We decided that it would probably be best to bring the dogs inside.
As a condition for allowing us to have dogs in our rental house, our landlady made us promise that we wouldn’t let the dogs scratch the wood floors. We didn’t anticipate it being a problem because it hadn’t been in the past, but as soon as our dogs set foot in the house, they morphed into perfectly engineered floor-destroying machines. They started sprinting as fast as they could for absolutely no reason, skittering around in circles to avoid running into the walls.

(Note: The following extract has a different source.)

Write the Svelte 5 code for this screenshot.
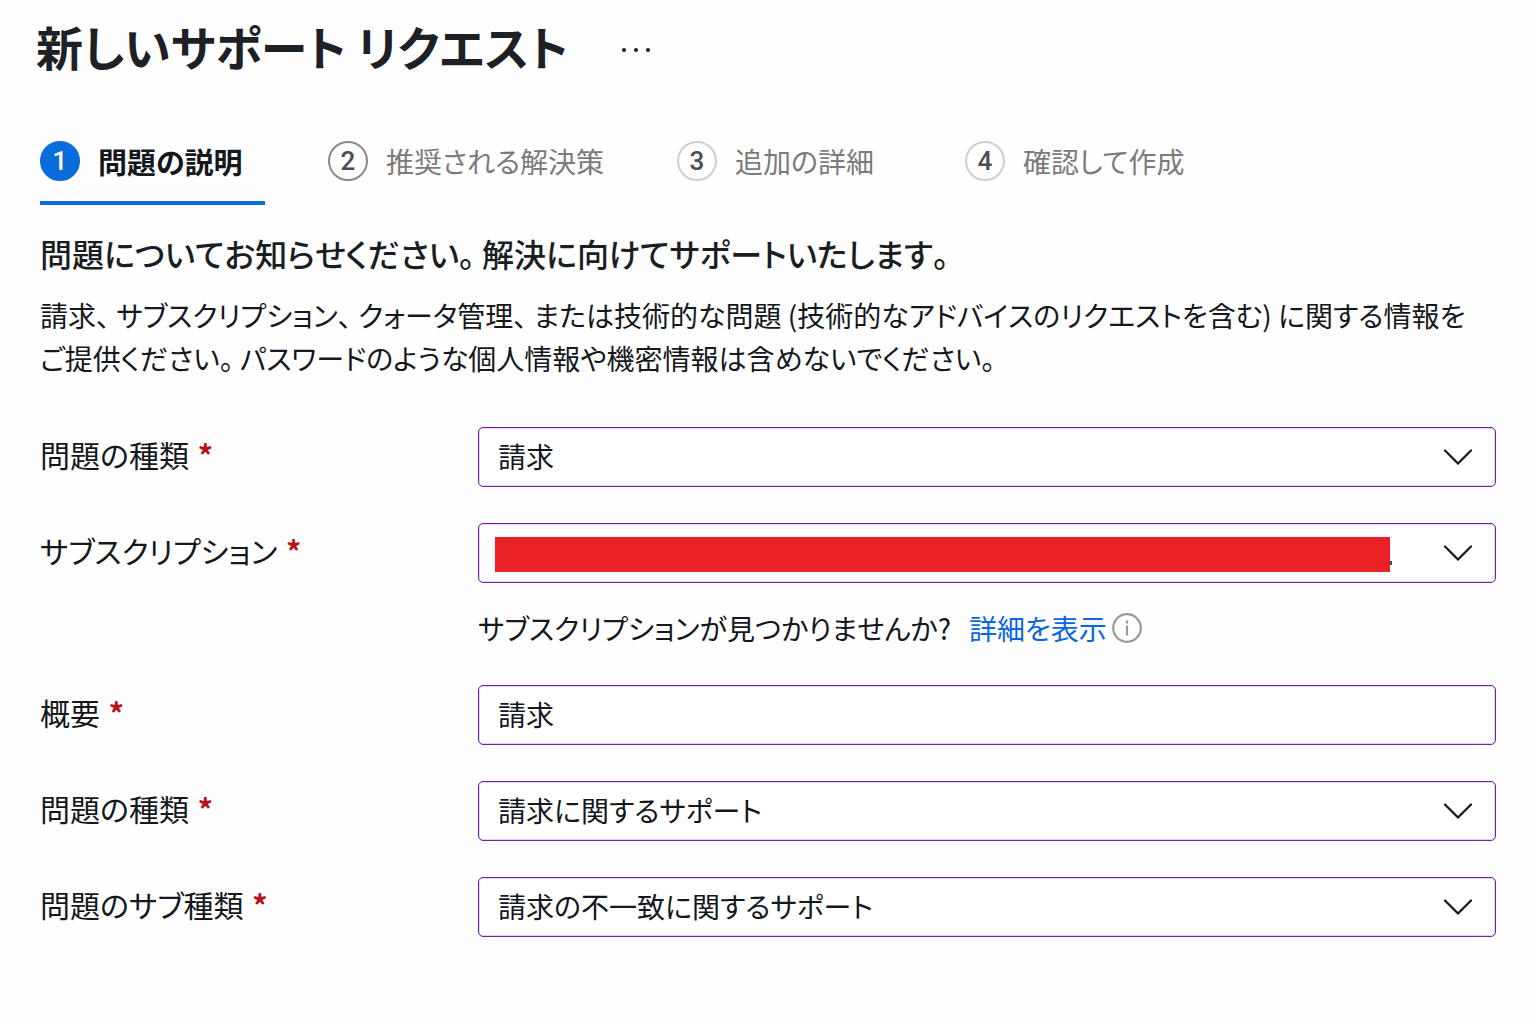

We finally corralled them in the bedroom and shut the door to give ourselves a little time to regroup and come up with a plan. Until we could get some rugs or convince the dogs that it was unnecessary to sprint around chaotically, we would need to find some way to prevent them from scratching the floors. What we ended up doing was going to th
e pet store and buying two sets of sled-dog booties. It was the only way.
It is easy to imagine that a dog who has recently experienced a dramatic upheaval of its formerly safe and predictable life might not react well to suddenly having strange objects attached to all four of its feet. This was most definitely the case with the booties.
The helper dog panicked and started trying to rip the booties off with her teeth.
I scolded her and she reacted as if I’d ruined her entire life.
But at least her immobilizing self-pity kept her from chewing the booties off.
The simple dog just stood there and looked at me in a way that would suggest she didn’t realize her legs still worked.
They had to wear the booties for two days. Those two days were filled with the most concentrated display of overemotional suffering I have ever witnessed. The simple dog spent most of her time standing in the middle of the room looking bewildered and hurt, and the helper dog refused to walk, instead opting to flop her way around the house like a dying fish.